After Phillips' death from cancer in 2002 the book was reissued in paperback by Faber and Faber, and gained renewed attention. Tim Appelo wrote in his Salon.com tribute that it was "mordant, merciless, [and] outdid Capote in shrieking truth to decadent power", while David Thomson of The Independent praised it as "compulsive, hilarious entertainment".

Commercially, Phillips' memoir became an enormous success. It quickly moved to the top of the New York Times Non Fiction Best Seller list and stayed at No. 1 for thirteen weeks. Additionally, several prominent Los Angeles bookstore owners reported it to be the fastest-selling book they had ever seen. But Phillips was excoriated by Hollywood, and her autobiography's publication cost her the chance to adapt Anne Rice's Interview with a Vampire with David Geffen.

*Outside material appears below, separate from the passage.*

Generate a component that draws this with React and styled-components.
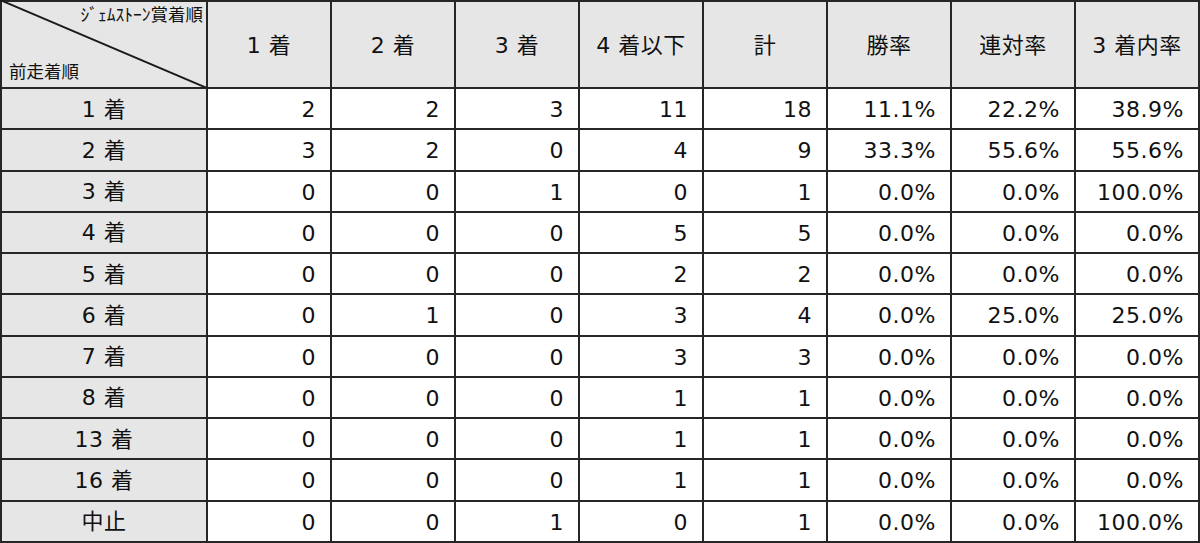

Furthermore, in an example of life imitating art, pre-eminent Burbank restaurant Morton's fulfilled the book's titular prediction by declining her future patronage.

Shortly before her death, when asked if she had been too cruel in her writing, Phillips replied, "We all have our standards. People behaved in an ugly and despicable fashion towards me. I felt no constraints. Nothing I did in my book is as mean as any of the people I wrote about." She was similarly unrepentant about her subsequent expatriation, saying, "I wasn't a pariah because I was a drug-addicted, alcoholic, rotten person and not a good mother. I was a pariah because I hit them with a harsh, fluorescent light and rendered them as contemptible as they truly are."